DATA EXCERPTS:

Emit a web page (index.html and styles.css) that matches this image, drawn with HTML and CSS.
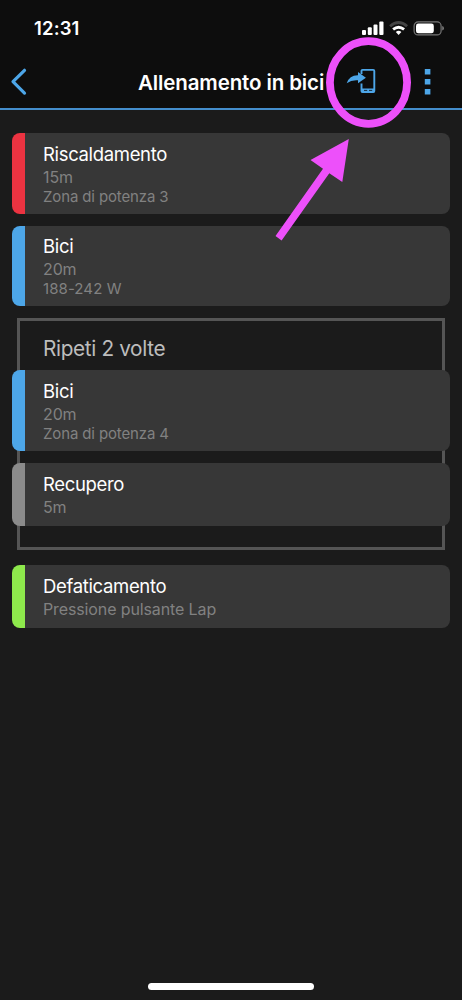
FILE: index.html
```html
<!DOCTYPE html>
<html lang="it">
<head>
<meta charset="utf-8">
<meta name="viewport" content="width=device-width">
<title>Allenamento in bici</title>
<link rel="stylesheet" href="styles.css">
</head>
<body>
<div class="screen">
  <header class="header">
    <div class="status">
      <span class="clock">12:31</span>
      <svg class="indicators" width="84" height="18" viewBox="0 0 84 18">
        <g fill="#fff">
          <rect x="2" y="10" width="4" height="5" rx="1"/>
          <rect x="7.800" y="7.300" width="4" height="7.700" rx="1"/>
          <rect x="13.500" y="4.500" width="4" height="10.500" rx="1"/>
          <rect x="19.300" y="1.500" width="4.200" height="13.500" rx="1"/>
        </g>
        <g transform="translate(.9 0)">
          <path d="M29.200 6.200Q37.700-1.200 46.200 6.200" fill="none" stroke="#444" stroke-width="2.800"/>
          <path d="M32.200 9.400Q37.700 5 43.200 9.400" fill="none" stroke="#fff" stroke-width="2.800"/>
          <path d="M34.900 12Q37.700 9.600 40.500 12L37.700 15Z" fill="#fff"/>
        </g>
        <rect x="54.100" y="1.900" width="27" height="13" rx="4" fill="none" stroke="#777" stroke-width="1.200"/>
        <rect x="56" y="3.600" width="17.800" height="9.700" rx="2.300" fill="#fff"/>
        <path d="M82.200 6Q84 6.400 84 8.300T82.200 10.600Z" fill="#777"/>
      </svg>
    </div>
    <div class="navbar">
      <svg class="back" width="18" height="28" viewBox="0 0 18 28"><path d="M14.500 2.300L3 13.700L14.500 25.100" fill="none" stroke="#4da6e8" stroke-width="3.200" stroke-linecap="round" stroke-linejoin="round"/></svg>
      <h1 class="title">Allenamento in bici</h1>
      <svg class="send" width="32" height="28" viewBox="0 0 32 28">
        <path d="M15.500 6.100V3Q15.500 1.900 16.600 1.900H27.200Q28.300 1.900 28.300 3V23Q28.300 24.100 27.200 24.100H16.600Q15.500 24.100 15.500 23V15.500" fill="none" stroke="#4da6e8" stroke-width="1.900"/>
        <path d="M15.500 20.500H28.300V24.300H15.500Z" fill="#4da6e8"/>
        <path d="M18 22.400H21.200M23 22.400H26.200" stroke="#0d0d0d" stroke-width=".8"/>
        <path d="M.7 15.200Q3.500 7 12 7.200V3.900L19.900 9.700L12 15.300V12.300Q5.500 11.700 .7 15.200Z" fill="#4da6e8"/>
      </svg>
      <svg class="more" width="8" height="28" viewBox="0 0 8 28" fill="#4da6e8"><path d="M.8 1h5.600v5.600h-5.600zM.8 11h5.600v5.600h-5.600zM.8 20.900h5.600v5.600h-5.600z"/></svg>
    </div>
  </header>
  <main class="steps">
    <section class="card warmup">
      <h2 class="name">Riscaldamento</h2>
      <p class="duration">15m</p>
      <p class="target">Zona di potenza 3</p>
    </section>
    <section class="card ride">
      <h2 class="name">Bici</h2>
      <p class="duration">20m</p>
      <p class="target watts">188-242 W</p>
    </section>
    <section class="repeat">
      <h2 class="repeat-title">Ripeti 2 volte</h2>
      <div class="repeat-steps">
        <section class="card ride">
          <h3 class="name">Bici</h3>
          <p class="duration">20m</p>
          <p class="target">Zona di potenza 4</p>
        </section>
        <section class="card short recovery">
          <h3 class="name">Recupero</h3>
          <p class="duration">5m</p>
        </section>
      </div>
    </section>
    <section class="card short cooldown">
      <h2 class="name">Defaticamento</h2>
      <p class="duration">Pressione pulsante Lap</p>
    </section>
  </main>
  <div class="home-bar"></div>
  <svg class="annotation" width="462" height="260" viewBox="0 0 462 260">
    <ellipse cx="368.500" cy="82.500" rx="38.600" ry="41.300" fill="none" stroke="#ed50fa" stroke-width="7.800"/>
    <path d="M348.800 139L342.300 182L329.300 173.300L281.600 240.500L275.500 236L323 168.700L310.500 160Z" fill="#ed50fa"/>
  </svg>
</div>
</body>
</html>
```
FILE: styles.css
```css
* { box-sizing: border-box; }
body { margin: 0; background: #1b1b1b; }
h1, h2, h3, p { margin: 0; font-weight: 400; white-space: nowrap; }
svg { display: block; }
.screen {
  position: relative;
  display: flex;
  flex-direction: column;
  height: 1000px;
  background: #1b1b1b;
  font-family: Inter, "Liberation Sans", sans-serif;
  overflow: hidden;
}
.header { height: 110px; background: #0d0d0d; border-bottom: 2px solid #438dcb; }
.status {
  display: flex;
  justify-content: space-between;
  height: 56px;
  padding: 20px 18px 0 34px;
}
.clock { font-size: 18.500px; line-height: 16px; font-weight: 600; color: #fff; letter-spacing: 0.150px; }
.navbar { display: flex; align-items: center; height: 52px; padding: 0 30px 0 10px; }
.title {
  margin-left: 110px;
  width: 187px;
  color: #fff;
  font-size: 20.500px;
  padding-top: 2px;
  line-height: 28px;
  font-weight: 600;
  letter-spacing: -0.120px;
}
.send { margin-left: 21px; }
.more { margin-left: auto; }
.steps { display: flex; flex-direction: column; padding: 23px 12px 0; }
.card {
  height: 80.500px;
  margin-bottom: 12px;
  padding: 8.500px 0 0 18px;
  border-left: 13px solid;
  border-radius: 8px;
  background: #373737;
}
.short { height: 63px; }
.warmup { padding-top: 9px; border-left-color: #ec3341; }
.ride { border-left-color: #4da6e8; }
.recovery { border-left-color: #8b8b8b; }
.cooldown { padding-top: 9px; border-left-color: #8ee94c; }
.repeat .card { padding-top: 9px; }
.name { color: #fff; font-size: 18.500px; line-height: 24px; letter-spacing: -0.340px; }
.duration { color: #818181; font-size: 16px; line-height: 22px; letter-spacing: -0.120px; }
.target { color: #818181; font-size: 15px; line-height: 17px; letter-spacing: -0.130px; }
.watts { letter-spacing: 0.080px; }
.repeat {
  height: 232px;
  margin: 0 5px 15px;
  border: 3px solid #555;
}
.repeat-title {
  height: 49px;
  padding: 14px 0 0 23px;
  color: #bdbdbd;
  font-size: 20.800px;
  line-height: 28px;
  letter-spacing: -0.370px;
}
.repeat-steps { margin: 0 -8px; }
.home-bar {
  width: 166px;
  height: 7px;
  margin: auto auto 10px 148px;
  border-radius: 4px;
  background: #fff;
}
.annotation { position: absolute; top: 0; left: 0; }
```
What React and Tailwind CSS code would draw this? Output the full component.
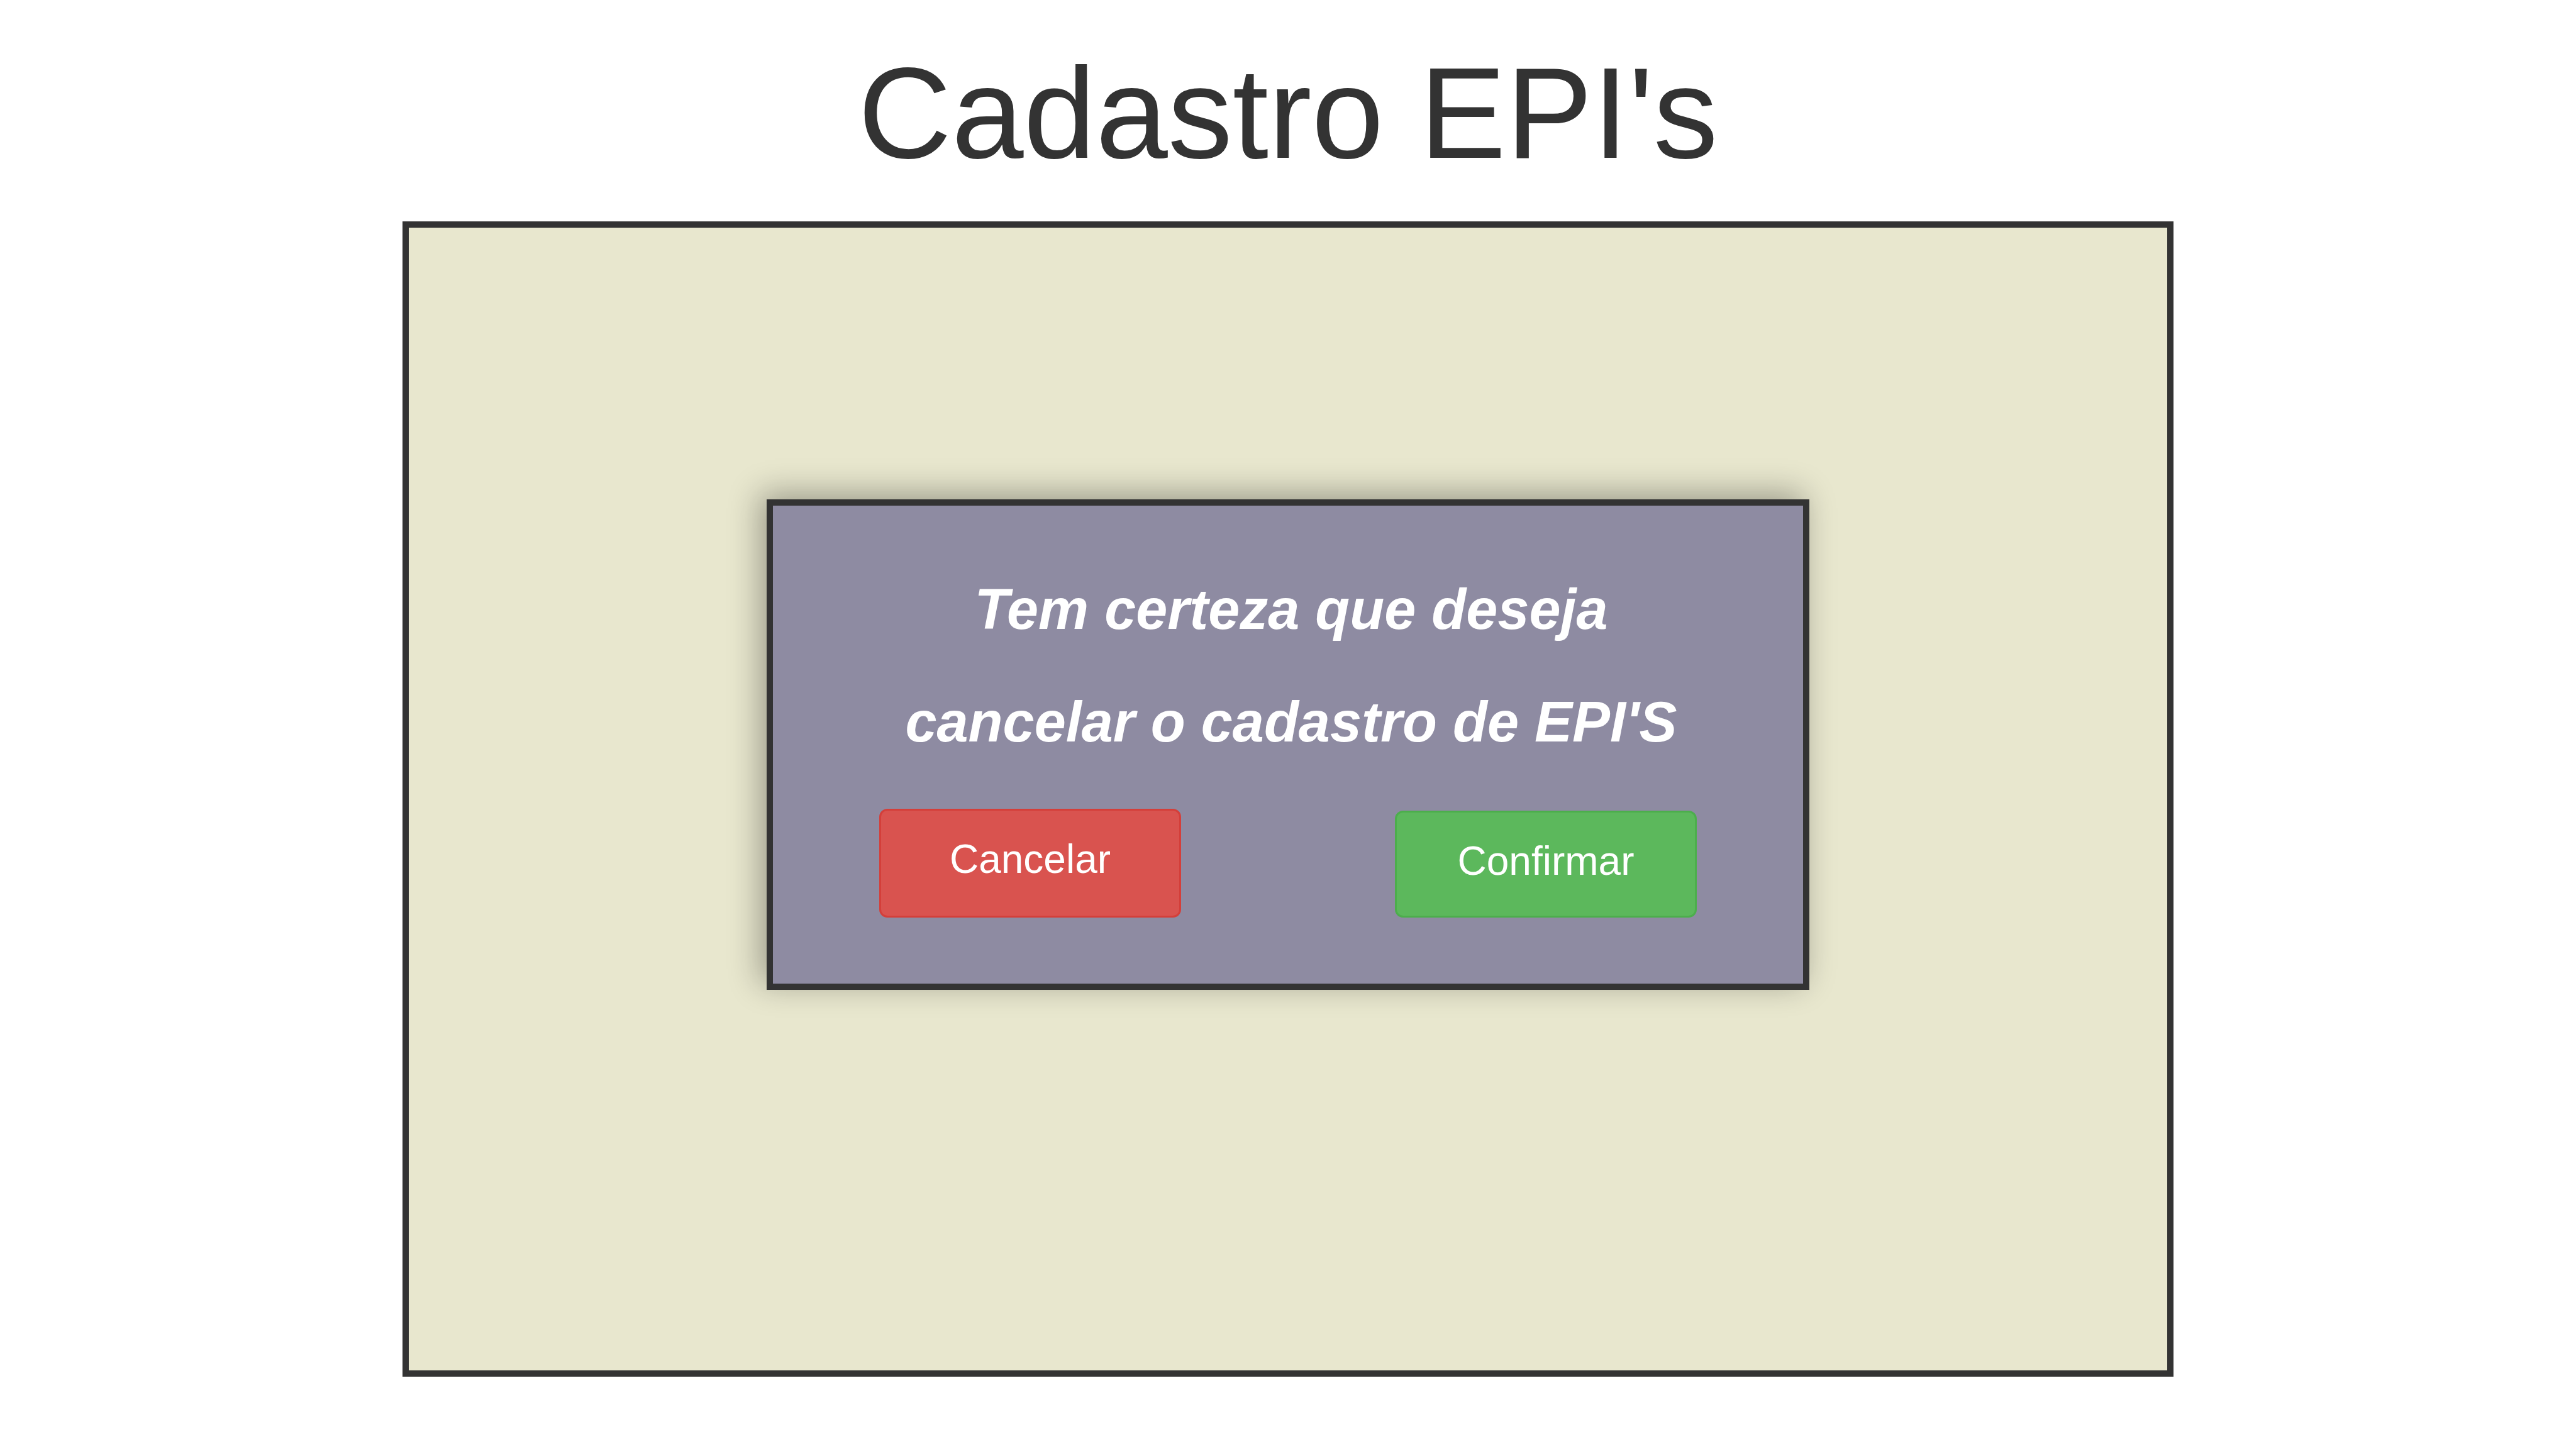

PROBLEM TO WORK ON:
Using the listing above, list every line in which the string "styles" occurs.

SOLUTION TO THIS PROBLEM:
Emit a web page (index.html and styles.css) that matches this image, drawn with HTML and CSS.
<link rel="stylesheet" href="styles.css">
FILE: styles.css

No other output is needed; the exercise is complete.